Not only did they change time periods; they also ramped up the incessant zaniness. As a diehard fan of Jerry Lewis movies (especially those directed by Frank Tashlin) and nonsensical 1940s comedies like Hellzapoppin!—Arkush originally wanted to title the movie Hellzarockin!—Arkush wanted the film to be the rock-and-roll equivalent to Airplane!, dropping over-the-top jokes and sight gags—mostly sex, drugs and rock-and-roll-related—at every turn. He even hired Hunt Lowry, who was an associate producer on Airplane!, as a producer. As Arkush put it, “It’s a movie with 3,000 punchlines, but only a 1,000 jokes.”

As far as madhouse comedies go, Get Crazy doesn’t have the relentlessly absurd dialogue or rhythmic comic pacing that made Airplane! a laugh-a-minute masterpiece. No one ever breaks the fourth wall to comment on the outrageousness and give the movie a meta edge. While there are some well-executed gags (the scene where King Blues eulogizes a blind bluesman at a funeral attended by other blind bluesmen made me giggle at its wrongness), the movie is mostly a crass cartoon—the work of someone who obviously binged on Mad Magazine, National Lampoon albums and R. Crumb comics as a young lad.

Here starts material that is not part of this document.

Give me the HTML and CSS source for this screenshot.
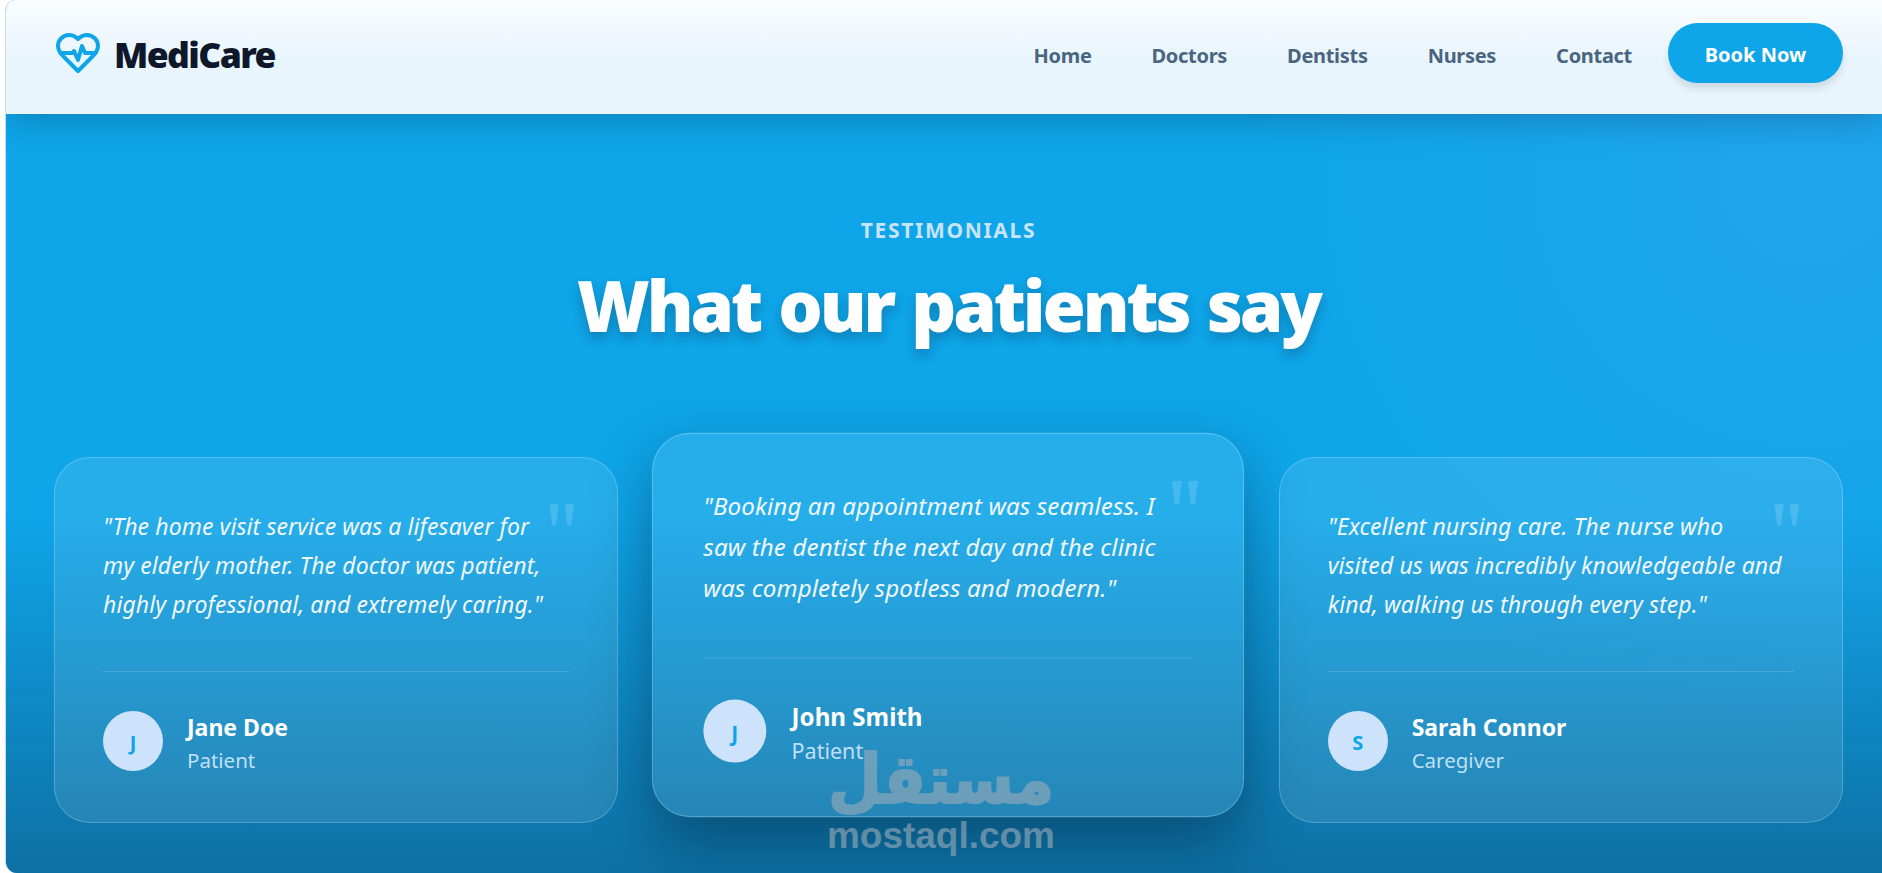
FILE: index.html
```
<!DOCTYPE html>
<html lang="en">
<head>
<meta charset="UTF-8">
<title>MediCare</title>
<link rel="stylesheet" href="styles.css">
</head>
<body>
<div class="page">
  <header class="header">
    <a class="logo" href="#">
      <svg class="logo-icon" viewBox="0 0 24 24" fill="none" stroke="currentColor" stroke-width="2" stroke-linecap="round" stroke-linejoin="round">
        <path d="M19 14c1.49-1.46 3-3.21 3-5.5A5.5 5.5 0 0 0 16.5 3c-1.76 0-3 .5-4.5 2-1.5-1.5-2.74-2-4.5-2A5.5 5.5 0 0 0 2 8.5c0 2.3 1.5 4.05 3 5.5l7 7Z"/>
        <path d="M3.22 12H9.5l.5-1 2 4.5 2-7 1.5 3.5h5.27"/>
      </svg>
      <span class="logo-text">MediCare</span>
    </a>
    <nav class="nav">
      <a href="#">Home</a>
      <a href="#">Doctors</a>
      <a href="#">Dentists</a>
      <a href="#">Nurses</a>
      <a href="#">Contact</a>
    </nav>
    <a class="btn" href="#">Book Now</a>
  </header>

  <section class="testimonials">
    <p class="subtitle">TESTIMONIALS</p>
    <h2 class="title">What our patients say</h2>
    <div class="cards">
      <div class="card">
        <p class="quote">"The home visit service was a lifesaver for<br>my elderly mother. The doctor was patient,<br>highly professional, and extremely caring."</p>
        <div class="author">
          <div class="avatar">J</div>
          <div>
            <div class="name">Jane Doe</div>
            <div class="role">Patient</div>
          </div>
        </div>
      </div>
      <div class="card card-featured">
        <p class="quote">"Booking an appointment was seamless. I<br>saw the dentist the next day and the clinic<br>was completely spotless and modern."</p>
        <div class="author">
          <div class="avatar">J</div>
          <div>
            <div class="name">John Smith</div>
            <div class="role">Patient</div>
          </div>
        </div>
      </div>
      <div class="card">
        <p class="quote">"Excellent nursing care. The nurse who<br>visited us was incredibly knowledgeable and<br>kind, walking us through every step."</p>
        <div class="author">
          <div class="avatar">S</div>
          <div>
            <div class="name">Sarah Connor</div>
            <div class="role">Caregiver</div>
          </div>
        </div>
      </div>
    </div>
  </section>
</div>

<svg class="watermark" width="240" height="140" viewBox="0 -20 240 140">
  <text class="wm-ar" x="120" y="53" transform="scale(1 1.1)" text-anchor="middle" textLength="226" lengthAdjust="spacingAndGlyphs">مستقل</text>
  <text class="wm-en" x="120" y="103" text-anchor="middle" textLength="228" lengthAdjust="spacingAndGlyphs">mostaql.com</text>
</svg>
</body>
</html>
```
FILE: styles.css
```
* {
  box-sizing: border-box;
  margin: 0;
  padding: 0;
}
body {
  height: 873px;
  overflow: hidden;
  background: #fff;
  font-family: "Noto Sans", "Open Sans", sans-serif;
}
a {
  text-decoration: none;
  color: inherit;
}
.page {
  height: 873px;
  margin-left: 5px;
  border-left: 1px solid #c9dcea;
  border-radius: 10px 0 0 12px;
  overflow: hidden;
  background: #0ea5e9;
}

/* Header */
.header {
  position: relative;
  z-index: 2;
  display: flex;
  align-items: flex-start;
  height: 114px;
  padding: 23px 39px 0 48px;
  background: linear-gradient(#fafdff 0, #f2f9fe 28px, #e8f5fc 62px);
  border-bottom: 1px solid #f0f7fb;
  box-shadow: 0 10px 30px -4px rgba(15, 23, 42, 0.25);
}
.logo {
  display: flex;
  align-items: center;
  height: 60px;
  margin-right: auto;
}
.logo-icon {
  width: 48px;
  height: 48px;
  color: #0ea5e9;
}
.logo-text {
  margin-left: 12px;
  padding-top: 2px;
  font-size: 35.5px;
  font-weight: 900;
  letter-spacing: -1.6px;
  color: #0f172a;
}
.nav {
  display: flex;
  gap: 60px;
  margin-right: 36px;
  padding-top: 5px;
  line-height: 56px;
  font-size: 20px;
  font-weight: 700;
  letter-spacing: -0.3px;
  color: #4a6580;
}
.btn {
  width: 175px;
  height: 60px;
  padding-top: 3px;
  line-height: 58px;
  border-radius: 30px;
  background: #0ea5e9;
  color: #fff;
  font-size: 20px;
  font-weight: 700;
  text-align: center;
  box-shadow: 0 6px 7px rgba(15, 23, 42, 0.11);
}

/* Testimonials */
.testimonials {
  height: 759px;
  padding: 101px 39px 0 48px;
  background:
    radial-gradient(circle at 96% 8%, rgba(56, 164, 244, 0.4) 0, rgba(56, 164, 244, 0) 560px),
    linear-gradient(#0ea5e9 0, #0ea5e9 400px, #0d6da0 780px);
}
.subtitle {
  line-height: 30px;
  font-size: 21px;
  font-weight: 700;
  letter-spacing: 1.7px;
  text-align: center;
  color: #c9e3fb;
}
.title {
  margin-top: 18px;
  line-height: 84px;
  font-size: 70px;
  font-weight: 900;
  letter-spacing: -3.1px;
  word-spacing: 3px;
  text-align: center;
  color: #fff;
  text-shadow: 0 6px 12px rgba(15, 23, 42, 0.26);
}
.cards {
  display: grid;
  grid-template-columns: repeat(3, 1fr);
  gap: 48px;
  margin-top: 110px;
}
.card {
  position: relative;
  height: 366px;
  padding: 49px 48px 0;
  background: rgba(255, 255, 255, 0.1);
  border: 1px solid rgba(255, 255, 255, 0.22);
  border-radius: 36px;
}
.card::before {
  content: '"';
  position: absolute;
  top: 31px;
  right: 35px;
  line-height: 88px;
  font-family: "Liberation Serif", serif;
  font-size: 92px;
  font-weight: 700;
  color: rgba(255, 255, 255, 0.15);
  transform: scaleX(0.8);
  transform-origin: right;
}
.card-featured {
  transform: translateY(-15px) scale(1.05);
  box-shadow: 0 24px 56px rgba(0, 10, 25, 0.36);
}
.quote {
  line-height: 39px;
  font-size: 23px;
  font-style: italic;
  letter-spacing: 0.1px;
  white-space: nowrap;
  color: #f0f8fe;
}
.author {
  display: flex;
  align-items: center;
  gap: 24px;
  margin-top: 47px;
  padding-top: 36px;
  border-top: 1px solid rgba(255, 255, 255, 0.15);
}
.avatar {
  width: 60px;
  height: 60px;
  padding-top: 2px;
  line-height: 60px;
  border-radius: 50%;
  background: #cde3fb;
  color: #0ea5e9;
  font-size: 20px;
  font-weight: 700;
  text-align: center;
}
.name {
  padding-top: 1px;
  line-height: 37px;
  font-size: 23px;
  font-weight: 700;
  color: #fff;
}
.role {
  line-height: 28px;
  font-size: 20.5px;
  color: #bfe0f6;
}

/* Watermark over the page */
.watermark {
  position: absolute;
  left: 821px;
  top: 725px;
  opacity: 0.6;
  fill: #9cadb9;
}
.wm-ar {
  font: bold 62px "DejaVu Sans", sans-serif;
  stroke: #9cadb9;
  stroke-width: 2;
  stroke-linejoin: round;
}
.wm-en {
  font: bold 36.6px "Liberation Sans", Arial, sans-serif;
}
```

But Get Crazy still boasts an energetic, balls-to-the-wall rambunctiousness, especially in its gung-ho performances. While McDowell and the aforementioned musicians spend their stage time giving off dick-swinging swagger, the scene-stealers at this concert are The Nada Band, a gang of female punkers led by acrobatic bruiser Nada (Lori Eastside, formerly of Kid Creole & the Coconuts).

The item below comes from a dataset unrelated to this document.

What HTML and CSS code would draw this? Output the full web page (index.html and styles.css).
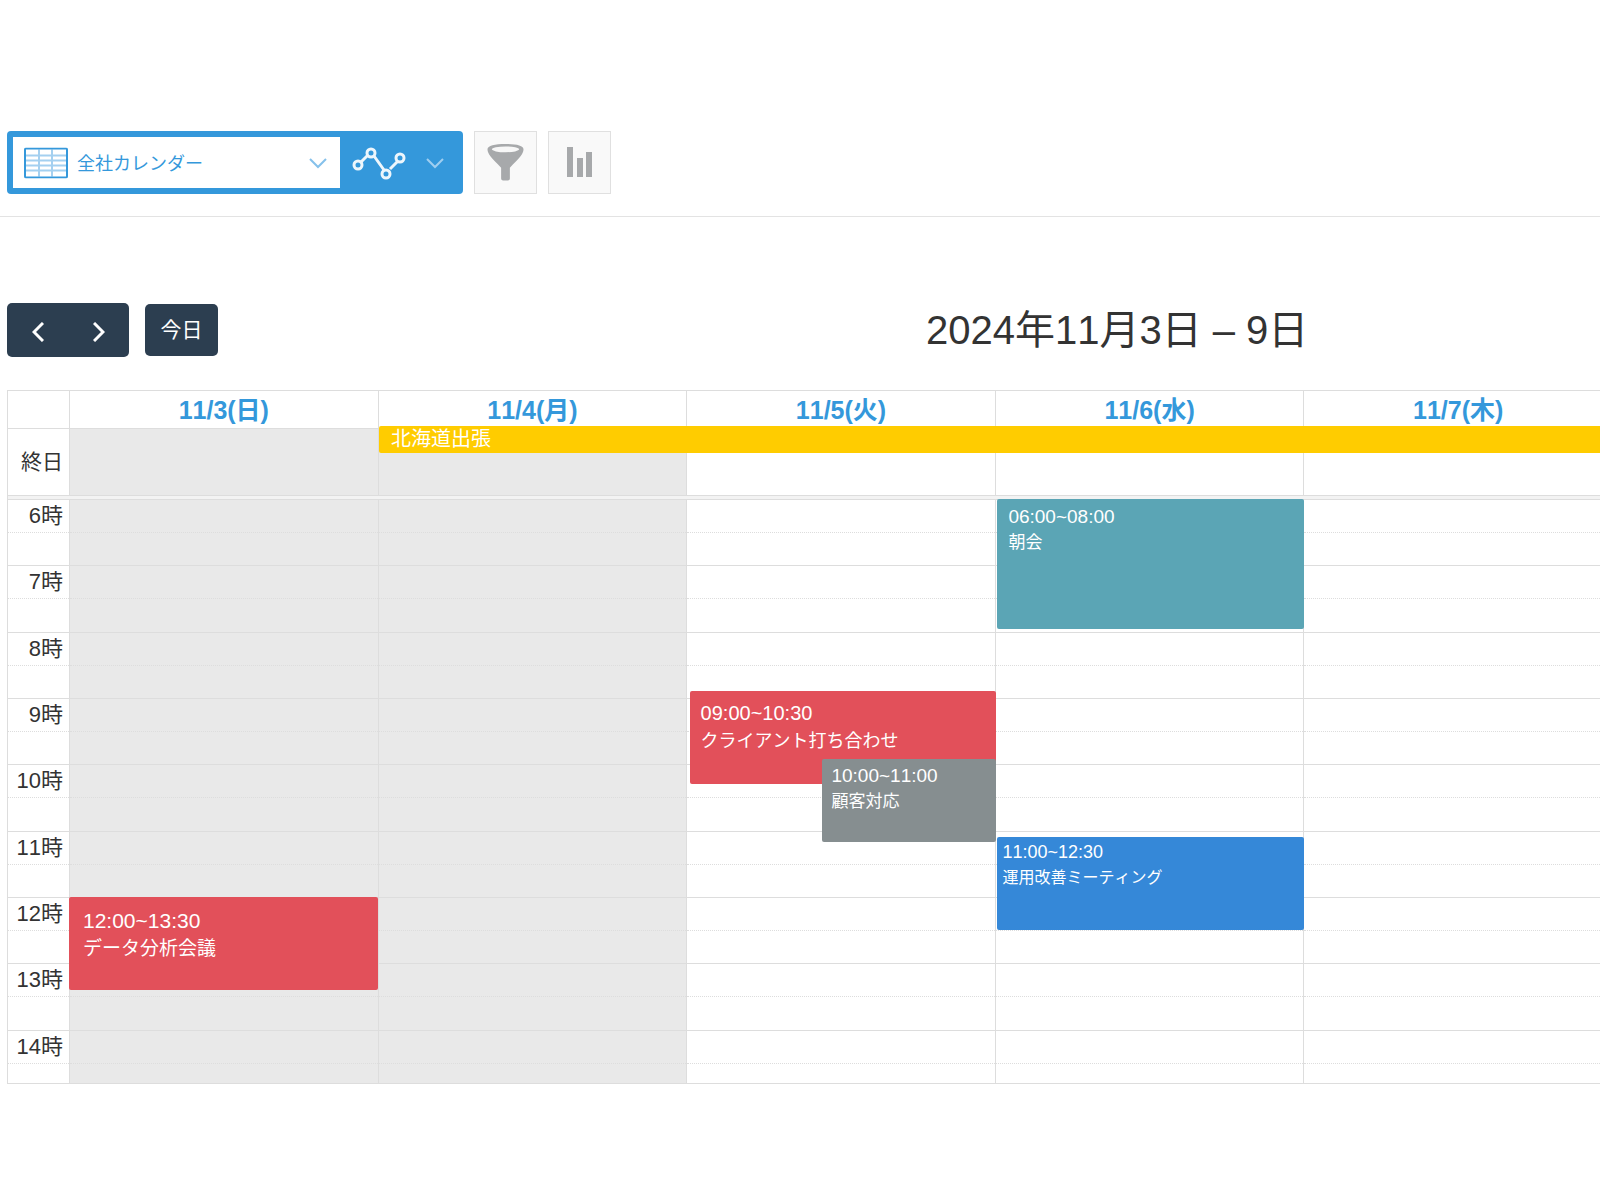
FILE: index.html
```
<!DOCTYPE html>
<html lang="ja">
<head>
  <meta charset="UTF-8" />
  <title>全社カレンダー</title>
  <meta name="viewport" content="width=device-width, initial-scale=1">
  <link rel="stylesheet" href="styles.css">
</head>
<body>
  <header class="toolbar">
    <div class="view-group">
      <div class="view-select">
        <svg class="view-icon" width="44" height="31" viewBox="0 0 44 31" fill="none">
          <path d="M2 8h40M2 13h40M2 18h40M2 23h40M15 2v27M28 2v27" stroke="#a4d0f0" stroke-width="2"/>
          <rect x="1" y="1" width="42" height="29" rx="1" stroke="#3498db" stroke-width="2"/>
        </svg>
        <select aria-label="ビュー">
          <option>全社カレンダー</option>
        </select>
        <svg class="chevron" width="18" height="12" viewBox="0 0 18 12" fill="none" stroke="#85c1eb" stroke-width="2">
          <path d="M1 2l8 8 8-8"/>
        </svg>
      </div>
      <button class="graph-btn" aria-label="グラフ">
        <svg width="54" height="34" viewBox="0 0 54 34" fill="none" stroke="#edf6fc" stroke-width="3">
          <path d="M9 16l7-7M22 10l10 14M38 23l8-8"/>
          <circle cx="6" cy="19" r="4"/>
          <circle cx="19" cy="7" r="4"/>
          <circle cx="34" cy="28" r="4"/>
          <circle cx="48" cy="12" r="4"/>
        </svg>
        <svg width="18" height="12" viewBox="0 0 18 12" fill="none" stroke="#9fcef0" stroke-width="2">
          <path d="M1 2l8 8 8-8"/>
        </svg>
      </button>
    </div>
    <button class="tool-btn" aria-label="絞り込み">
      <svg width="37" height="38" viewBox="0 0 38 38">
        <path d="M0.500 6C0.500 2 8 0.500 19 0.500S37.500 2 37.500 6C37.500 11 33 15 23.500 25V36q0 2-2 2h-5q-2 0-2-2V25C5 15 0.500 11 0.500 6z" fill="#a7a9ab"/>
        <ellipse cx="19" cy="6" rx="14" ry="3" fill="#f7f7f7"/>
      </svg>
    </button>
    <button class="tool-btn" aria-label="集計">
      <svg width="26" height="30" viewBox="0 0 26 30" fill="#a7a9ab">
        <rect width="6" height="30"/>
        <rect x="10" y="11" width="6" height="19"/>
        <rect x="19" y="5" width="6" height="25"/>
      </svg>
    </button>
  </header>

  <main class="calendar">
    <div class="cal-header">
      <div class="cal-nav">
        <div class="nav-group">
          <button class="nav-btn" aria-label="前の週">
            <svg width="12" height="20" viewBox="0 0 12 20" fill="none" stroke="#fff" stroke-width="3"><path d="M11 1L2 10l9 9"/></svg>
          </button>
          <button class="nav-btn" aria-label="次の週">
            <svg width="12" height="20" viewBox="0 0 12 20" fill="none" stroke="#fff" stroke-width="3"><path d="M1 1l9 9-9 9"/></svg>
          </button>
        </div>
        <button class="today-btn">今日</button>
      </div>
      <h1>2024年11月3日 – 9日</h1>
    </div>

    <div class="week">
      <table class="days">
        <thead>
          <tr>
            <th class="axis"></th>
            <th><a href="#">11/3(日)</a></th>
            <th><a href="#">11/4(月)</a></th>
            <th><a href="#">11/5(火)</a></th>
            <th><a href="#">11/6(水)</a></th>
            <th><a href="#">11/7(木)</a></th>
          </tr>
        </thead>
        <tbody>
          <tr class="all-day">
            <td class="axis">終日</td>
            <td class="off"></td>
            <td class="off"></td>
            <td></td>
            <td></td>
            <td></td>
          </tr>
        </tbody>
      </table>
      <div class="event trip">北海道出張</div>

      <div class="divider"></div>

      <div class="time-grid">
        <table class="slots">
          <tbody id="slotBody"></tbody>
        </table>
        <div class="event-layer">
          <div class="day">
            <div class="event red analysis"><time>12:00~13:30</time><p>データ分析会議</p></div>
          </div>
          <div class="day"></div>
          <div class="day">
            <div class="event red client"><time>09:00~10:30</time><p>クライアント打ち合わせ</p></div>
            <div class="event gray"><time>10:00~11:00</time><p>顧客対応</p></div>
          </div>
          <div class="day">
            <div class="event teal"><time>06:00~08:00</time><p>朝会</p></div>
            <div class="event blue"><time>11:00~12:30</time><p>運用改善ミーティング</p></div>
          </div>
          <div class="day"></div>
        </div>
      </div>
    </div>
  </main>

  <script>
    const body = document.getElementById("slotBody");
    const cells = '<td class="off"></td><td class="off"></td><td></td><td></td><td></td>';

    // 1時間につき2行 (00分 / 30分)
    for (let h = 6; h <= 14; h++) {
      body.innerHTML += `
        <tr class="hour"><td class="axis">${h}時</td>${cells}</tr>
        <tr class="half"><td class="axis"></td>${cells}</tr>
      `;
    }
  </script>
</body>
</html>
```

FILE: styles.css
```
* {
  box-sizing: border-box;
}
body {
  font-family: "Liberation Sans", "Noto Sans CJK JP", sans-serif;
  font-kerning: none;
  background: #fff;
  color: #333;
  margin: 0;
  padding-top: 131px;
  overflow-x: hidden;
}
button, select {
  font-family: inherit;
  cursor: pointer;
}
svg {
  display: block;
}

/* toolbar */
.toolbar {
  display: flex;
  gap: 11px;
  height: 86px;
  padding-left: 7px;
  align-items: flex-start;
  border-bottom: 1px solid #e3e3e3;
}
.view-group {
  display: flex;
  height: 63px;
  padding: 6px 0 6px 6px;
  background: #3498db;
  border-radius: 4px;
}
.view-select {
  position: relative;
  width: 327px;
}
.view-select select {
  appearance: none;
  width: 100%;
  height: 100%;
  padding: 2px 40px 0 64px;
  border: none;
  border-radius: 0;
  background: #fff;
  color: #3498db;
  font-size: 18px;
}
.view-icon, .chevron {
  position: absolute;
  top: 50%;
  transform: translateY(-50%);
  pointer-events: none;
}
.view-icon {
  left: 11px;
}
.chevron {
  right: 13px;
}
.graph-btn {
  display: flex;
  align-items: center;
  gap: 20px;
  width: 123px;
  padding: 0 0 0 12px;
  border: none;
  background: none;
}
.tool-btn {
  display: flex;
  align-items: center;
  justify-content: center;
  width: 63px;
  height: 63px;
  padding: 0 0 2px;
  background: #f9f9f9;
  border: 1px solid #e0e0e0;
}

/* calendar header */
.calendar {
  margin: 86px 0 0 7px;
  overflow: hidden;
}
.cal-header {
  display: grid;
  grid-template-columns: 1fr auto 1fr;
  align-items: center;
  width: calc(139% + 6px);
  height: 54px;
  margin-bottom: 33px;
}
.cal-nav {
  display: flex;
  align-items: center;
  gap: 16px;
}
.nav-group {
  display: flex;
  background: #2c3e50;
  border-radius: 5px;
}
.nav-btn {
  display: flex;
  align-items: center;
  justify-content: center;
  width: 61px;
  height: 54px;
  padding: 3px 0 0;
  border: none;
  background: none;
}
.today-btn {
  width: 73px;
  height: 52px;
  padding: 0 0 4px;
  border: none;
  border-radius: 5px;
  background: #2c3e50;
  color: #fff;
  font-size: 21px;
}
h1 {
  margin: 0;
  font-size: 40px;
  font-weight: normal;
  line-height: 54px;
}

/* week */
.week {
  position: relative;
  width: calc(100% + 13px);
}
table {
  width: 100%;
  table-layout: fixed;
  border-collapse: collapse;
}
th, td {
  padding: 0;
  border: 1px solid #ddd;
}
.axis {
  width: 62px;
  padding-right: 6px;
  text-align: right;
  font-size: 21px;
  line-height: 24px;
}
.slots .axis {
  font-size: 22px;
}
.off {
  background: #e9e9e9;
}
.days th {
  height: 38px;
  font-size: 25px;
  line-height: 28px;
}
.days a {
  color: #3498db;
  text-decoration: none;
}
.all-day td {
  height: 67px;
}
.divider {
  height: 3px;
  background: #f3f3f3;
  border-left: 1px solid #ddd;
}
.time-grid {
  position: relative;
  height: 585px;
  overflow: hidden;
  border-bottom: 1px solid #ddd;
}
.slots {
  height: 598px;
}
.slots td {
  height: 33px;
}
.hour td {
  border-bottom: 1px dotted #ddd;
}
.half td {
  border-top: 1px dotted #ddd;
}

/* events */
.event-layer {
  position: absolute;
  inset: 0;
  display: grid;
  grid-template-columns: repeat(5, 1fr);
  padding-left: 62px;
}
.day {
  position: relative;
}
.event {
  position: absolute;
  left: 2px;
  right: 0;
  border-radius: 2px;
  color: #fff;
}
.event time, .event p {
  display: block;
  margin: 0;
  white-space: nowrap;
}
.trip {
  top: 36px;
  left: 372px;
  height: 27px;
  padding-left: 12px;
  background: #ffcc00;
  font-size: 20px;
  line-height: 26px;
}
.red {
  background: #e2505a;
  height: 93px;
  line-height: 28px;
}
.analysis {
  top: 398px;
  left: 0;
  padding: 10px 14px;
  font-size: 19px;
}
.analysis time {
  font-size: 21px;
}
.client {
  top: 192px;
  left: 3px;
  right: -1px;
  padding: 8px 11px;
  font-size: 18px;
}
.client time {
  font-size: 20px;
}
.gray {
  top: 260px;
  left: 44%;
  right: -1px;
  height: 83px;
  padding: 4px 9px;
  background: #868e90;
  font-size: 17px;
  line-height: 26px;
}
.teal {
  top: 0;
  height: 130px;
  padding: 5px 11px;
  background: #5ba5b5;
  font-size: 17px;
  line-height: 26px;
}
.gray time, .teal time {
  font-size: 19px;
}
.blue {
  top: 338px;
  height: 93px;
  padding: 3px 5px;
  background: #3588d8;
  font-size: 16px;
  line-height: 25px;
}
.blue time {
  font-size: 18px;
}
```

So, why haven’t you heard of Get Crazy until now? Remember when I said it was kinda released? According to Arkush, the production company who picked up the film dumped it in only a couple of LA theaters on its opening weekend, taking it out of said theaters the following weekend. (Arkush claims the company released it to sell the shares in it to some Wall Street tax shelter group, and then put it out so it would lose money—“just like The Producers!”) It did have a brief life on cable and home video, gaining savvy fans here and there. (AC/DC’s Brian Johnson told McDowell he and his bandmates watched it often on the tour bus.)

Apart from someone posting the whole film on YouTube, Get Crazy was considered lost until Kino Lorber found the print and gave it a 2K restoration for a long-overdue Blu-ray/DVD release. They also got Arkush to corral surviving cast and crew members on Zoom for an hour-long doc titled “The After Party,” where they all collectively agree that making Get Crazy was the most fun experience they ever had making a movie. Judging from all the comic carnage that’s laid out on-screen, it’s obvious everyone involved had a good-ass time.